The Indian stock market experienced a dramatic selloff on Monday, June 2, 2025, with the Sensex plummeting nearly 800 points and the Nifty 50 approaching the critical 24,500 level during intraday trading. This sharp decline has sent ripples through the investment community, raising concerns about market stability and future performance prospects.
The Sensex opened at 81,214.42 points, significantly lower than its previous close of 81,451.01, before dropping to an intraday low of 80,654.26 – representing a steep fall of 797 points or approximately 1 percent. Similarly, the Nifty 50 started trading at 24,669.70 against its previous close of 24,750.70, subsequently declining 0.91 percent to touch 24,526.15 during the morning session. Despite this broad-based weakness in large-cap stocks, the BSE Midcap and Smallcap indices demonstrated remarkable resilience, posting gains of around 0.30 percent each.

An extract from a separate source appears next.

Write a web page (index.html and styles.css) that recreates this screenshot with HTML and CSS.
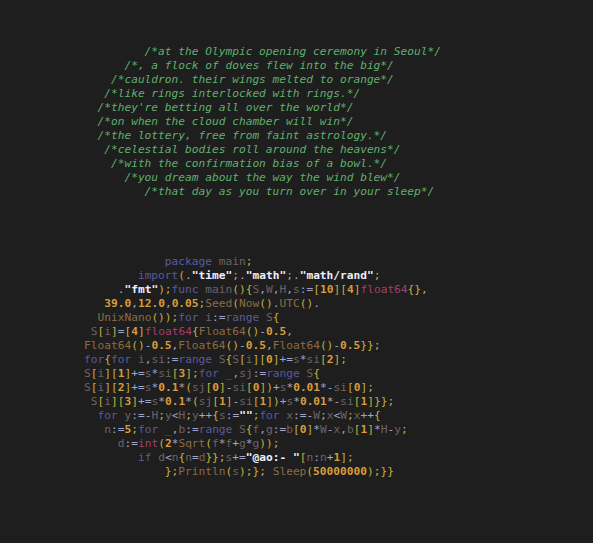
FILE: index.html
```html
<!DOCTYPE html>
<html>
<head>
<meta charset="utf-8">
<link rel="stylesheet" href="styles.css">
</head>
<body>
<pre class="code"><span class="c">         /*at the Olympic opening ceremony in Seoul*/</span>
<span class="c">      /*, a flock of doves flew into the big*/</span>
<span class="c">    /*cauldron. their wings melted to orange*/</span>
<span class="c">   /*like rings interlocked with rings.*/</span>
<span class="c">  /*they're betting all over the world*/</span>
<span class="c">  /*on when the cloud chamber will win*/</span>
<span class="c">  /*the lottery, free from faint astrology.*/</span>
<span class="c">   /*celestial bodies roll around the heavens*/</span>
<span class="c">    /*with the confirmation bias of a bowl.*/</span>
<span class="c">      /*you dream about the way the wind blew*/</span>
<span class="c">         /*that day as you turn over in your sleep*/</span>




            <span class="k">package</span> <span class="v">main</span><span class="p">;</span>
        <span class="k">import</span><span class="p">(</span><span class="o">.</span><span class="s">"time"</span><span class="p">;</span><span class="o">.</span><span class="s">"math"</span><span class="p">;</span><span class="o">.</span><span class="s">"math/rand"</span><span class="p">;</span>
     <span class="o">.</span><span class="s">"fmt"</span><span class="p">);</span><span class="k">func</span> <span class="v">main</span><span class="p">(){</span><span class="v">S</span><span class="o">,</span><span class="v">W</span><span class="o">,</span><span class="v">H</span><span class="o">,</span><span class="v">s</span><span class="o">:=</span><span class="p">[</span><span class="n">10</span><span class="p">][</span><span class="n">4</span><span class="p">]</span><span class="t">float64</span><span class="p">{},</span>
   <span class="n">39.0</span><span class="o">,</span><span class="n">12.0</span><span class="o">,</span><span class="n">0.05</span><span class="p">;</span><span class="f">Seed</span><span class="p">(</span><span class="f">Now</span><span class="p">()</span><span class="o">.</span><span class="f">UTC</span><span class="p">()</span><span class="o">.</span>
  <span class="f">UnixNano</span><span class="p">());</span><span class="k">for</span> <span class="v">i</span><span class="o">:=</span><span class="k">range</span> <span class="v">S</span><span class="p">{</span>
 <span class="v">S</span><span class="p">[</span><span class="v">i</span><span class="p">]</span><span class="o">=</span><span class="p">[</span><span class="n">4</span><span class="p">]</span><span class="t">float64</span><span class="p">{</span><span class="f">Float64</span><span class="p">()</span><span class="o">-</span><span class="n">0.5</span><span class="o">,</span>
<span class="f">Float64</span><span class="p">()</span><span class="o">-</span><span class="n">0.5</span><span class="o">,</span><span class="f">Float64</span><span class="p">()</span><span class="o">-</span><span class="n">0.5</span><span class="o">,</span><span class="f">Float64</span><span class="p">()</span><span class="o">-</span><span class="n">0.5</span><span class="p">}};</span>
<span class="k">for</span><span class="p">{</span><span class="k">for</span> <span class="v">i</span><span class="o">,</span><span class="v">si</span><span class="o">:=</span><span class="k">range</span> <span class="v">S</span><span class="p">{</span><span class="v">S</span><span class="p">[</span><span class="v">i</span><span class="p">][</span><span class="n">0</span><span class="p">]</span><span class="o">+=</span><span class="v">s</span><span class="o">*</span><span class="v">si</span><span class="p">[</span><span class="n">2</span><span class="p">];</span>
<span class="v">S</span><span class="p">[</span><span class="v">i</span><span class="p">][</span><span class="n">1</span><span class="p">]</span><span class="o">+=</span><span class="v">s</span><span class="o">*</span><span class="v">si</span><span class="p">[</span><span class="n">3</span><span class="p">];</span><span class="k">for</span> <span class="v">_</span><span class="o">,</span><span class="v">sj</span><span class="o">:=</span><span class="k">range</span> <span class="v">S</span><span class="p">{</span>
<span class="v">S</span><span class="p">[</span><span class="v">i</span><span class="p">][</span><span class="n">2</span><span class="p">]</span><span class="o">+=</span><span class="v">s</span><span class="o">*</span><span class="n">0.1</span><span class="o">*</span><span class="p">(</span><span class="v">sj</span><span class="p">[</span><span class="n">0</span><span class="p">]</span><span class="o">-</span><span class="v">si</span><span class="p">[</span><span class="n">0</span><span class="p">])</span><span class="o">+</span><span class="v">s</span><span class="o">*</span><span class="n">0.01</span><span class="o">*-</span><span class="v">si</span><span class="p">[</span><span class="n">0</span><span class="p">];</span>
 <span class="v">S</span><span class="p">[</span><span class="v">i</span><span class="p">][</span><span class="n">3</span><span class="p">]</span><span class="o">+=</span><span class="v">s</span><span class="o">*</span><span class="n">0.1</span><span class="o">*</span><span class="p">(</span><span class="v">sj</span><span class="p">[</span><span class="n">1</span><span class="p">]</span><span class="o">-</span><span class="v">si</span><span class="p">[</span><span class="n">1</span><span class="p">])</span><span class="o">+</span><span class="v">s</span><span class="o">*</span><span class="n">0.01</span><span class="o">*-</span><span class="v">si</span><span class="p">[</span><span class="n">1</span><span class="p">]}};</span>
  <span class="k">for</span> <span class="v">y</span><span class="o">:=-</span><span class="v">H</span><span class="p">;</span><span class="v">y</span><span class="o">&lt;</span><span class="v">H</span><span class="p">;</span><span class="v">y</span><span class="o">++</span><span class="p">{</span><span class="v">s</span><span class="o">:=</span><span class="s">""</span><span class="p">;</span><span class="k">for</span> <span class="v">x</span><span class="o">:=-</span><span class="v">W</span><span class="p">;</span><span class="v">x</span><span class="o">&lt;</span><span class="v">W</span><span class="p">;</span><span class="v">x</span><span class="o">++</span><span class="p">{</span>
   <span class="v">n</span><span class="o">:=</span><span class="n">5</span><span class="p">;</span><span class="k">for</span> <span class="v">_</span><span class="o">,</span><span class="v">b</span><span class="o">:=</span><span class="k">range</span> <span class="v">S</span><span class="p">{</span><span class="v">f</span><span class="o">,</span><span class="v">g</span><span class="o">:=</span><span class="v">b</span><span class="p">[</span><span class="n">0</span><span class="p">]</span><span class="o">*</span><span class="v">W</span><span class="o">-</span><span class="v">x</span><span class="o">,</span><span class="v">b</span><span class="p">[</span><span class="n">1</span><span class="p">]</span><span class="o">*</span><span class="v">H</span><span class="o">-</span><span class="v">y</span><span class="p">;</span>
     <span class="v">d</span><span class="o">:=</span><span class="t">int</span><span class="p">(</span><span class="n">2</span><span class="o">*</span><span class="f">Sqrt</span><span class="p">(</span><span class="v">f</span><span class="o">*</span><span class="v">f</span><span class="o">+</span><span class="v">g</span><span class="o">*</span><span class="v">g</span><span class="p">));</span>
        <span class="k">if</span> <span class="v">d</span><span class="o">&lt;</span><span class="v">n</span><span class="p">{</span><span class="v">n</span><span class="o">=</span><span class="v">d</span><span class="p">}};</span><span class="v">s</span><span class="o">+=</span><span class="s">"@ao:- "</span><span class="p">[</span><span class="v">n</span><span class="o">:</span><span class="v">n</span><span class="o">+</span><span class="n">1</span><span class="p">];</span>
            <span class="p">};</span><span class="f">Println</span><span class="p">(</span><span class="v">s</span><span class="p">);};</span> <span class="f">Sleep</span><span class="p">(</span><span class="n">50000000</span><span class="p">);}}</span></pre>
</body>
</html>
```
FILE: styles.css
```css
html, body {
  margin: 0;
  padding: 0;
  background: #1e1e1e;
  height: 100%;
}
.code {
  margin: 0;
  padding: 45px 0 0 84px;
  font-family: "DejaVu Sans Mono", "Liberation Mono", monospace;
  font-size: 11.2px;
  line-height: 14px;
  color: #9a9ab8;
  white-space: pre;
}
.c { color: #5fb06c; font-style: italic; }
.k { color: #5a5aa0; }
.v { color: #6e6266; }
.p { color: #c2b040; }
.o { color: #a4a4c4; }
.s { color: #eeeeff; font-weight: bold; }
.n { color: #d89c3c; font-weight: bold; }
.t { color: #a2406a; }
.f { color: #8c6c44; }
```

The primary catalyst behind this market turmoil stems from fresh trade tensions initiated by US President Donald Trump’s announcement on Friday regarding a significant tariff increase on imported steel and aluminum. Trump threatened to double these tariffs to 50 percent, effective June 4, 2025, creating uncertainty across global markets. This protectionist stance has reverberated throughout Asian markets, with Japan’s Nikkei and Hong Kong’s Hang Seng indices falling between 1-2 percent in response to the tariff announcement.
Market analysts view Trump’s tariff policy as a clear indication that trade relations will remain volatile and unpredictable, continuing to impact global market sentiment. Additionally, escalating tensions between the United States and China have further dampened investor confidence, with Bloomberg reporting China’s accusations that the US has violated their recent trade agreement and China’s vow to defend its interests.
Domestic factors have also contributed to the market decline, particularly profit-booking activities in heavyweight stocks that form the backbone of Indian indices. Investors appear to be taking profits in blue-chip companies such as HDFC Bank and Reliance Industries, which has exerted downward pressure on benchmark indices. This profit-taking behavior reflects a strategic shift among retail investors who are reallocating funds from large-cap stocks to mid- and small-cap segments, attracted by better earnings growth prospects in these categories.
The recent rally in mid- and small-cap stocks has been substantially supported by retail and high-net-worth individual participation, evidenced by surging trading volumes and increased mutual fund inflows into small-cap investment schemes. Vinit Bolinjkar, Head of Research at Ventura, notes that this trend isn’t merely speculative retail activity but reflects genuine earnings growth in companies connected to manufacturing, defense, railways, and infrastructure sectors.
Foreign portfolio investor behavior has emerged as another significant concern for market participants. FPIs have notably reduced their equity purchases in Indian markets, with data revealing net sales worth ₹6,449.74 crore in the cash segment during the previous trading session. This retreat by foreign investors can be attributed to a fresh uptick in the dollar index and stretched valuations of Indian equities, making alternative investment destinations more attractive.
The domestic market currently lacks compelling positive catalysts that could drive sustained upward momentum, keeping key indices trapped within established trading ranges. While strong economic growth outlooks provide medium- to long-term support for market sentiment, near-term triggers such as earnings growth acceleration and favorable geopolitical developments remain elusive, causing investors to adopt a cautious wait-and-see approach.
It is difficult to see a consistent pattern in earnings performance for those in the market. Although numbers from Q4FY25 exceeded initial hopes, Motilal Oswal is reporting that earnings estimates for the future are still showing weakness, with more downgrades happening than upgrades. Because earnings are not rising quickly, the market advance may slow, as some experts see key signals that earnings may improve, which could help restart vigorous market appreciation.
Based on technical analysis, experts in the stock market see the Nifty trading within a 24,650–24,900 range. Estimating his next move, Shrikant Chouhan notes that moving above 24,900 might encourage the Sensex to grow toward 25,150; however, going below 24,650 may affect market expectations and make the Sensex revisit 24,450 levels.
Short-term investors may find support at 20-day simple moving average and 24,650, as 25,150 will probably be viewed by bulls as a strong resistance zone. Should the index pass 25,150 or drop below 24,450, it could start a trend, heading close to 25,650 on the upside or getting close to 23,900 on the way down.
The ups and downs in this market prove that global financial markets are strongly connected and show how changes in international trade policies could influence how local stocks do. Experts recommend investors to use technical data and fundamental reasons together when managing their investments in these confused market conditions.
The next sessions are important as they will show if the Indian stock market will remain stable above main support points or fall further due to global conflict and investors selling.